The surface chemistry of mesoporous nickel oxide (NiOx) plays a pivotal role in its functionality across various technological applications. Herein, we present a detailed study of NiOx surface states using multiple spectroscopic techniques, including ambient pressure X-ray photoelectron spectroscopy (XPS), ultraviolet-visible (UV-Vis) spectroscopy, and Fourier-transform infrared (FTIR) spectroscopy, to observe the removal and reformation of surface species during gas dosing. Our findings reveal the presence of both surface oxygen- and hydroxide-species on the NiOx surface.

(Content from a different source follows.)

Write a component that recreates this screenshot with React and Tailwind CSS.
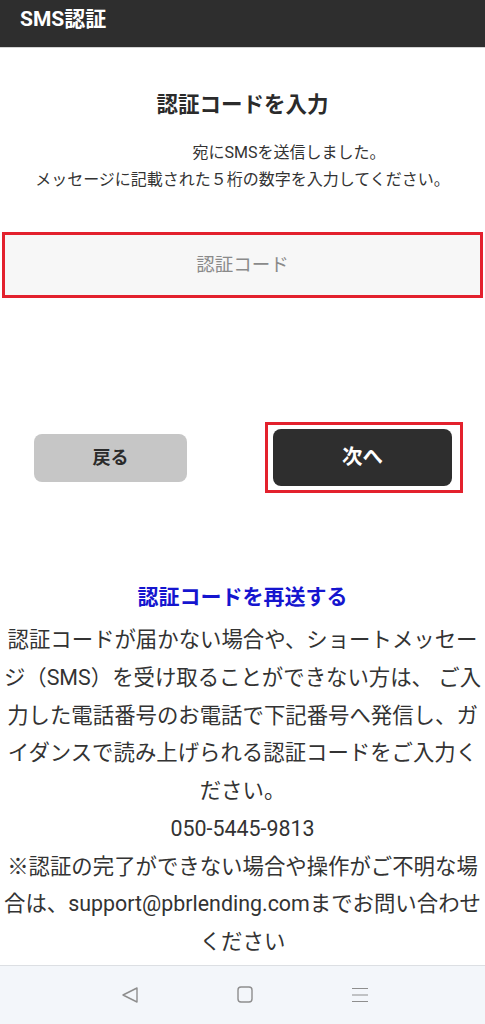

Furthermore, the results suggest that NiOx surface states consist of approximately 50% hydroxides and the remainder comprising adsorbed oxygen species, likely predominantly diatomic oxygen ions (O2−), that are associated with higher valence Ni states (Ni3+). In-situ experiments demonstrate that the formation and stability of hydroxides and diatomic oxygen ions depend on temperature and are significantly influenced by interactions with atmospheric oxygen and water. Our insights into the NiOx surface state composition and reactivity offer a nuanced understanding of its surface chemistry, with implications for enhancing its performance in catalysis, sensing, energy harvesting and energy storage devices where the surface states of nickel oxide are known to dictate electronic and chemical properties of the material.